PROBLEM DETAILS |
Determine the number of lines in these entries that hold the word "components". Give the number and nothing more.

Records |
──────────

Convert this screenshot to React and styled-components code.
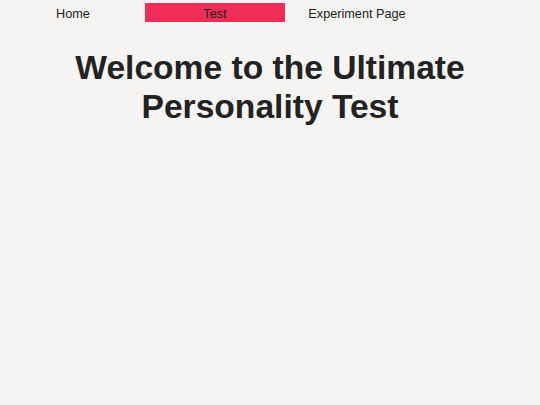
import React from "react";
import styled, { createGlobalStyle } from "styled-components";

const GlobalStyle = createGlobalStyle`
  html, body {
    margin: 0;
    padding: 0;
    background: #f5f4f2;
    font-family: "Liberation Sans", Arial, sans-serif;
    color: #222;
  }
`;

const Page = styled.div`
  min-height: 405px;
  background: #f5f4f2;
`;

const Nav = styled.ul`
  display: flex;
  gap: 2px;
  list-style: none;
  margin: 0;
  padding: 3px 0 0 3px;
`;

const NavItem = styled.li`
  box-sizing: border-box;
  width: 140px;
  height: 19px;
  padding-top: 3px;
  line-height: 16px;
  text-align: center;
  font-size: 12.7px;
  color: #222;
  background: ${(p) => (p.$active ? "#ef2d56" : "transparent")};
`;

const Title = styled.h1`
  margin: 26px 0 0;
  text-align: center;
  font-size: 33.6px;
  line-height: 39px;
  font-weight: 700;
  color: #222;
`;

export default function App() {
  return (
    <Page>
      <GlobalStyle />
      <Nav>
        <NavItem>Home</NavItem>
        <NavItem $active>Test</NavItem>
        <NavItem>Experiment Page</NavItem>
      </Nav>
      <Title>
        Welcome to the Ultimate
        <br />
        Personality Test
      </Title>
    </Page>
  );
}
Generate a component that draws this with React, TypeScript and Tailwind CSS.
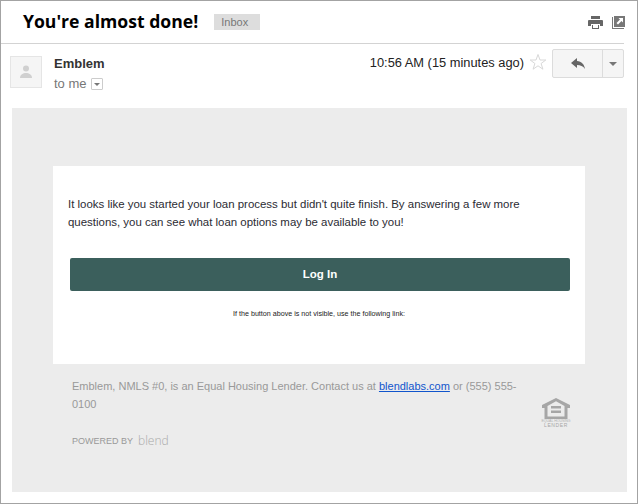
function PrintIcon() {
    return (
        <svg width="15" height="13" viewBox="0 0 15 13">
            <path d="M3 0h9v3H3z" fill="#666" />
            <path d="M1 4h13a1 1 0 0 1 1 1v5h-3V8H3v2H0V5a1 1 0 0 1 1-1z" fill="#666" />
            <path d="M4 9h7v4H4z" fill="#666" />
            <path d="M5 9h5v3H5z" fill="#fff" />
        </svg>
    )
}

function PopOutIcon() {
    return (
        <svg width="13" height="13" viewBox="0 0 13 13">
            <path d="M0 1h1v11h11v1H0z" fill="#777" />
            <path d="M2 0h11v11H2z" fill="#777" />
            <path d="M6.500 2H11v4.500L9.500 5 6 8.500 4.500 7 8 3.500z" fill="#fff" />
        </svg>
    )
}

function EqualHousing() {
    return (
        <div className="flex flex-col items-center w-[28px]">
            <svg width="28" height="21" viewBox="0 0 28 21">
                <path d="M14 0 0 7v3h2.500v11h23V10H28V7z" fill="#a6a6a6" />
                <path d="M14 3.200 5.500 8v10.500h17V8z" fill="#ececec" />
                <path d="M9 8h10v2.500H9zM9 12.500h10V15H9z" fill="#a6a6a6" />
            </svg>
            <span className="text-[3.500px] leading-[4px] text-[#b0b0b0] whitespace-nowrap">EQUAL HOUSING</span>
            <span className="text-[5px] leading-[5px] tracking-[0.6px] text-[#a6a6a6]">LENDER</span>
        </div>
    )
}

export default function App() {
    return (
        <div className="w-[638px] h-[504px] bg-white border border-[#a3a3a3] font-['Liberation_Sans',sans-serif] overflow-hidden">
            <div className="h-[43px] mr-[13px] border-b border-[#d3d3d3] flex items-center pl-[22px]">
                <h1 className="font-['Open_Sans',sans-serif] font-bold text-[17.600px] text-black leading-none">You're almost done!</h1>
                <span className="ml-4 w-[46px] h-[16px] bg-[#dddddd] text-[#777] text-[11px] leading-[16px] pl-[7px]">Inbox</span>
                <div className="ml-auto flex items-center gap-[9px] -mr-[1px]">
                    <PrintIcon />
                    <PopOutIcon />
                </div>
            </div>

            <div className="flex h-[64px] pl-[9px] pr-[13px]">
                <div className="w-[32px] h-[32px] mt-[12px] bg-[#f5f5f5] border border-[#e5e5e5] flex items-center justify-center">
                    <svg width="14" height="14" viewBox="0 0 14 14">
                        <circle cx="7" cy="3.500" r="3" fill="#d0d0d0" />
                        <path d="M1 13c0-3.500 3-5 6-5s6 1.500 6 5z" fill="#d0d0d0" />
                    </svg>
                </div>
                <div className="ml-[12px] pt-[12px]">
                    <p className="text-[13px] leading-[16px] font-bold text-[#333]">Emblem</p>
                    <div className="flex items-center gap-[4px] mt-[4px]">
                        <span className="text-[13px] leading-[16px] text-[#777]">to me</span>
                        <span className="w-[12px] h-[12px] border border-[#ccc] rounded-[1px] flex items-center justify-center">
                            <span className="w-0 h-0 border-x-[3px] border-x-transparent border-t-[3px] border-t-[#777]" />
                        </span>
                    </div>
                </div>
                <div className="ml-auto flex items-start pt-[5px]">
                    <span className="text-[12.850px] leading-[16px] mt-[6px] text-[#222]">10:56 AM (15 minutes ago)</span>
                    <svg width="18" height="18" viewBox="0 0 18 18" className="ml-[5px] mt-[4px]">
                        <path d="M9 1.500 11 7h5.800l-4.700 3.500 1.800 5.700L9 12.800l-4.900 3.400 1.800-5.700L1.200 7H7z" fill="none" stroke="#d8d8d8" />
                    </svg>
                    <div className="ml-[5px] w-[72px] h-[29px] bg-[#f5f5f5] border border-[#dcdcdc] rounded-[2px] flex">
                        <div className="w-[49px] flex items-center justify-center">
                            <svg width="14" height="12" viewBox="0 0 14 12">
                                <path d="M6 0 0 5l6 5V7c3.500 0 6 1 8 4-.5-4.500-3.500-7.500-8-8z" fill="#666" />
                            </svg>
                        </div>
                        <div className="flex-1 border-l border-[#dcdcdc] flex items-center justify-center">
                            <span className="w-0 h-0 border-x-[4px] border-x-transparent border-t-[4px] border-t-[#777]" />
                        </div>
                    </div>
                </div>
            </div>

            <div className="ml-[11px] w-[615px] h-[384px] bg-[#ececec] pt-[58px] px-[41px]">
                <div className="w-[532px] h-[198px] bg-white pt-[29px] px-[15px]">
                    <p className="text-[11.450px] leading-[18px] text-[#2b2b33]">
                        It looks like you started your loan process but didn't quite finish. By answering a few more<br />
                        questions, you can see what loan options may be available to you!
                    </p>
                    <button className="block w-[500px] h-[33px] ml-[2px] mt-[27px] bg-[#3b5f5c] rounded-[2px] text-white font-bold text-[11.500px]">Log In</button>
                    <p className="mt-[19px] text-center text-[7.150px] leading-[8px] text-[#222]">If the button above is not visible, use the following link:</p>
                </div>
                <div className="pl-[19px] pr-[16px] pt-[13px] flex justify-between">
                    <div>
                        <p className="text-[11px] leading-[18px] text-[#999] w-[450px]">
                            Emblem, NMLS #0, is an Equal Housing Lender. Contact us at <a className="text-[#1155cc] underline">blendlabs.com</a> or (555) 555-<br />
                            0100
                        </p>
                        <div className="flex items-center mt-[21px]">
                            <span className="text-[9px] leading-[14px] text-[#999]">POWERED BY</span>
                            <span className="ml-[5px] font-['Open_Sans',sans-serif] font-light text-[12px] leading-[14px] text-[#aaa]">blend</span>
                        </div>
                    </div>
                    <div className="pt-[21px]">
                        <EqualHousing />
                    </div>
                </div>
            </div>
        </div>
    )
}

──────────

PROBLEM SOLUTION |
2